A Set of Cultural Rules & Variations
Throughout time emotional realities have defined the mode for interpretations of gifts containing hidden meanings. As a result of repetition in a given location, specific meanings came to be associated with certain objects, as is the case described in the 1700s of the Ottoman Empire. Today, with these gift giving behaviors, politeness and decorum allows the receiver decide how the gift will affect the relationship, if at all.
1. Giving flowers to someone with your right hand, right side up, translates the described meaning(s) of said flowers towards the receiver.
2. Giving flowers to someone with your right hand, upside down, translates the described meaning(s) of said flowers towards the giver.
3. Giving flowers to someone with your left hand, right side up, translates opposite the described meaning(s) of said flowers towards the receiver.
4. Giving flowers to someone with your left hand, upside down, translates opposite the described meaning(s) of said flowers towards the receiver.
5. One flower displays a described emotion or idea.
MEANING - Two or more flowers can express a phrase.
6. A bouquet of flowers derives a multitude of sentiments or run-on sentence.
MEANING - In the West, a floral bouquet with at least one sprig of baby's breath expresses a complete idea in prose.
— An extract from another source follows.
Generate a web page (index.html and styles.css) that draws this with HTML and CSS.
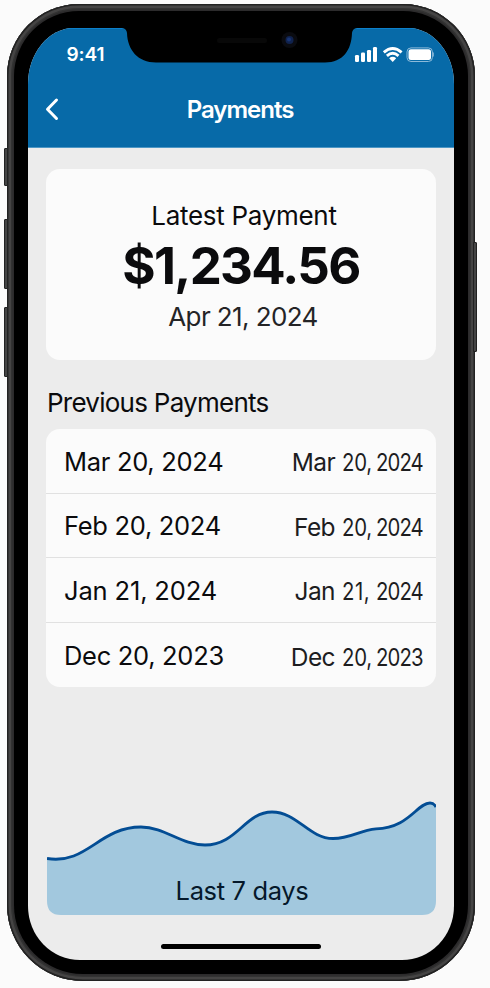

In the East, a floral creation expresses a complete idea or poetic sentence.
7. In ancient Egypt, females often wore flowers on their hands, fingers & wrists.
MEANING - Everything the wearer touched became infused with the ﬂoral sentiments.
8. Ancient Hawaiian tribes-people believed in ritualized wearing of ﬂoral necklaces
MEANING - When worn, the circular strands infused a never-ending spirit of, "Aloha."
9. The Greeks added the tradition of scattering paths of flower petals, a favorite practice of young girls who scatter petals chosen by the bride for her to trod in holy matrimony. If we continue in the honor of ﬂoral communication, every time a married couple walks back down the aisle as a couple over the flower petals, they are saying, "Chloris has approved these feelings which we have sealed to one another in the presence of God, or the couple's selected being(s) or entitie(s)," either consciously or sub-consciously. Floral petals are used for communicating the sincerest feelings of intimacy.
10. The Romans went one step further in their belief that the Greeks offended her by tearing the petals away from the pistil and stamens. Today, this tradition remains mostly true, that of keeping flowers basically in tact when giving them in public.
MEANING - Verb conjugation is employed by various flower parts.
11. Many say Romans originated the use of ﬂoral garlands, although archaeological evidence shews ancient Egypt as the first to employ strands of flowers for festive celebrations.
MEANING - Garlands employ a strategy to where ﬂoral descriptors permeate the party or soirée.
12. The Ancients of the Ottoman Empire added a unique method of ﬂoral communication by translating thoughts and ideas by planting ﬂoral arrangements throughout the courtyard. In the Islamic based empire, it was illegal for women to read and write, especially the harem women. Necessity would however, require that the First Queen be able to read and write in order to carry out the wishes of the Vizier, always of course done in the honor of Allah, as was their tradition. Their method of ﬂoral arranging communication came to the Empire from Far East Japan.
13. The Japanese are the originators of ﬂoral communications and symbolisms. Instead of attaching separate emotions to individual flowers as they do in Hanakatoba, the Japanese art form of Ikhabana attaches complete ideas to artfully composed, unique arrangements.
14. Giving wreaths of flowers is a popular hosting gift.
MEANING - The ﬂoral sentiments are eternally wished upon the location of the gift exchange.
15. Wearing wreathes of flowers and/or leaves was popular among the politicians of ancient Rome.
MEANING - Floral circles were intended to show the individual infused with whatever cultural sentiments were represented.
16. The message of a corsage comes to us from High Mediaeval Ages. Picture a knight would returning a flower thrown to them for good luck by tearing away the floral head and returning it to the maiden he wished to choose for himself. By and by, the tradition became more and more refined to where girls stopped giving flowers completely but males are anticipated to give the flower(s) regardless of whether or not the females in their lives will approve.
MEANING - Two lessons ought be shown: 1) a corsage means, "I am taken", and remember, 2) it should be okay for males to receive flowers.
17. Canopies signify a holy area, where the aromas, summer shade, and warmth of spirit are other-worldly.